Wapres: Tax Amnesty Kemurahan Pemerintah buat Pengemplang Pajak

Kebijakan tax amnesty hanya terjadi dalam kurun waktu puluhan tahun, dan terakhir kali dijalankan pada 1985.

Liputan6.com, Jakarta - Wakil Presiden (Wapres) Jusuf Kalla (Wapres JK) menyebut Program Pengampunan Pajak (tax amnesty) merupakan kemurahan atau kemewahan yang diberikan pemerintah kepada Warga Negara Indonesia (WNI). Kebijakan ini hanya terjadi dalam kurun waktu puluhan tahun, dan terakhir kali dijalankan pada 1985.

Dia mengakui, manusia penuh dengan kesalahan dan dosa baik yang disengaja maupun tidak sengaja. Ada berbagai cara penebusan dosa yang bisa dilakukan manusia dengan manusia, manusia dengan Tuhan, dan manusia dengan negara.  

"Manusia bukan malaikat, kalau salah dengan manusia minta maaf, bayar utang jika punya utang.

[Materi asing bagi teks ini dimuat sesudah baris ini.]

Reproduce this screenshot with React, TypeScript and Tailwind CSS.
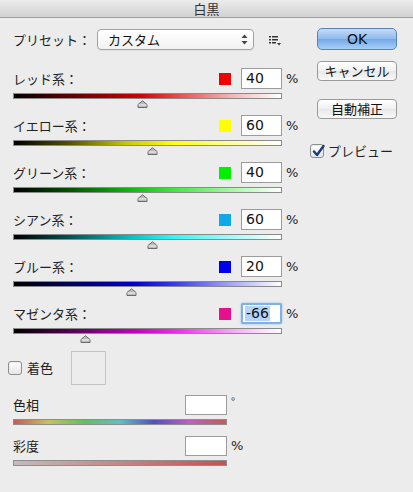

Kalau dosa dengan Tuhan, minta ampun dan tidak melakukan kesalahan lagi," ujar JK saat memberi sambutan di acara Sosialisasi Amnesti Pajak Apindo di Gedung Dhanapala Kemenkeu, Jakarta, Kamis (21/7/2016).  

Sementara untuk menebus dosa atau kesalahan manusia atau rakyat kepada negaranya, kata JK, hanya ada dua sanksi, yaitu masuk penjara, denda atau keduanya. Begitulah alur liku kehidupan yang harus dijalani manusia.

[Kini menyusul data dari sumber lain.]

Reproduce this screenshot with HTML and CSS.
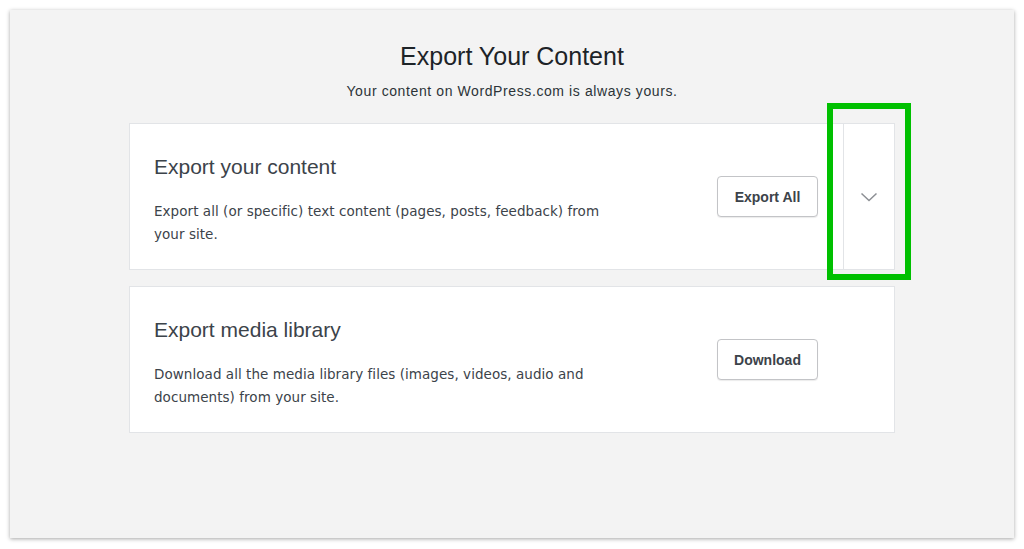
FILE: index.html
```html
<!DOCTYPE html>
<html lang="en">
<head>
    <meta charset="UTF-8">
    <meta name="viewport" content="width=device-width, initial-scale=1.0">
    <title>Export Your Content</title>
    <link rel="stylesheet" href="styles.css">
</head>
<body>
    <div class="frame">
        <main class="export">
            <header class="export-header">
                <h1>Export Your Content</h1>
                <p class="subtitle">Your content on WordPress.com is always yours.</p>
            </header>

            <section class="card card-expandable">
                <div class="card-main">
                    <div class="card-text">
                        <h2>Export your content</h2>
                        <p>Export all (or specific) text content (pages, posts, feedback) from your site.</p>
                    </div>
                    <button class="btn">Export All</button>
                </div>
                <div class="card-toggle">
                    <svg width="18" height="10" viewBox="0 0 18 10">
                        <path d="M1.5 1.5 L9 8.5 L16.5 1.5" fill="none" stroke="#8c8f94" stroke-width="1.5"/>
                    </svg>
                </div>
                <div class="highlight"></div>
            </section>

            <section class="card">
                <div class="card-main card-main-wide">
                    <div class="card-text">
                        <h2>Export media library</h2>
                        <p>Download all the media library files (images, videos, audio and documents) from your site.</p>
                    </div>
                    <button class="btn">Download</button>
                </div>
            </section>
        </main>
    </div>
</body>
</html>
```

FILE: styles.css
```css
* {
    margin: 0;
    padding: 0;
    box-sizing: border-box;
}

body {
    background: #ffffff;
    font-family: "Liberation Sans", Arial, sans-serif;
    color: #3c434a;
    padding: 10px;
}

.frame {
    height: 528px;
    background: #f3f3f3;
    box-shadow: 0 1px 4px rgba(0, 0, 0, 0.35);
    padding-top: 31px;
}

.export {
    width: 766px;
    margin: 0 auto;
}

.export-header {
    text-align: center;
    margin-bottom: 22px;
}

.export-header h1 {
    font-size: 25px;
    font-weight: 400;
    line-height: 30px;
    color: #1d2327;
}

.subtitle {
    font-size: 14px;
    line-height: 20px;
    margin-top: 10px;
    letter-spacing: 0.6px;
    color: #2c3338;
}

.card {
    position: relative;
    display: flex;
    background: #ffffff;
    border: 1px solid #e2e4e7;
    height: 147px;
    margin-bottom: 16px;
}

.card-main {
    flex: 1;
    display: flex;
    align-items: center;
    justify-content: space-between;
    padding: 0 25px 0 24px;
}

.card-main-wide {
    padding-right: 76px;
}

.card-text {
    padding-top: 6px;
}

.card-text h2 {
    font-size: 21px;
    font-weight: 400;
    line-height: 28px;
    color: #3c434a;
    margin-bottom: 19px;
}

.card-text p {
    font-family: "DejaVu Sans", "Liberation Sans", sans-serif;
    font-size: 13.5px;
    line-height: 23px;
    letter-spacing: 0.05px;
    max-width: 460px;
    color: #3c434a;
}

.btn {
    font-family: inherit;
    font-size: 14px;
    font-weight: 700;
    color: #3c434a;
    background: #ffffff;
    border: 1px solid #c3c4c7;
    border-radius: 4px;
    box-shadow: 0 1px 1px rgba(0, 0, 0, 0.08);
    height: 41px;
    width: 101px;
}

.card-toggle {
    width: 51px;
    border-left: 1px solid #e2e4e7;
    display: flex;
    align-items: center;
    justify-content: center;
}

.highlight {
    position: absolute;
    left: 697px;
    top: -21px;
    width: 84px;
    height: 177px;
    border: 6px solid #00c000;
}
```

Dia menjelaskan, pengampunan massal atau berjemaah ini adalah sebuah kemewahan atau kemurahan dari pemerintah atau negara kepada rakyatnya.

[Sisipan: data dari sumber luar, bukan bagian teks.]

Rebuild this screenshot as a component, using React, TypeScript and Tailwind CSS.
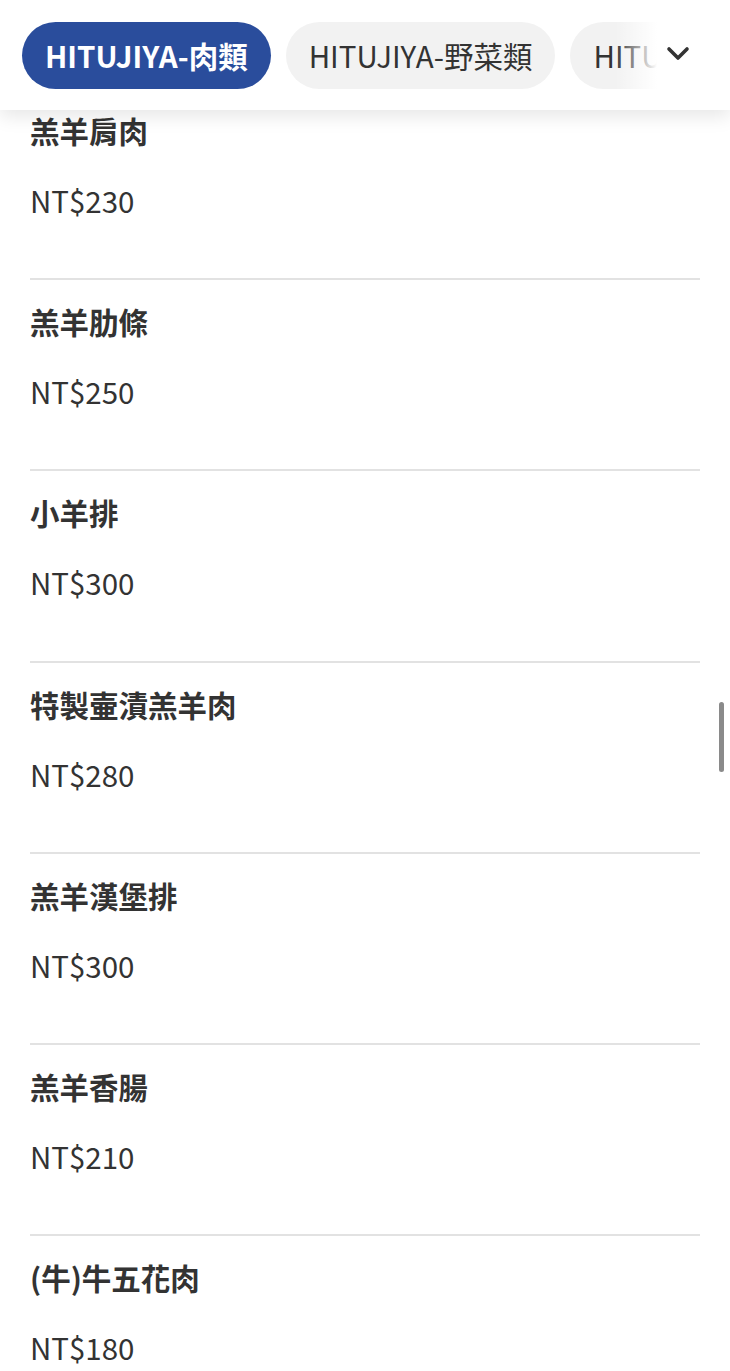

"Kenapa mewah atau kemurahan negara, karena tax amnesty tidak setiap tahun terjadi. Terakhir 31 tahun lalu dan jangan harap ada lagi di 2017," dia menegaskan.

Menurut JK, kebijakan ini adalah bentuk kecintaan negara terhadap rakyatnya. Pengampunan terakhir diberikan negara pada waktu perdamaian di Aceh untuk ribuan orang yang seharusnya dipenjara tapi dibebaskan dengan syarat menyerahkan senjatanya.

"Kalau kita tidak cinta, (pengemplang pajak) kenakan saja sanksi atau dipenjara. Karena setiap transaksi ada balasannya. Jadi mari negara dan rakyat untuk berdamai," ujar JK.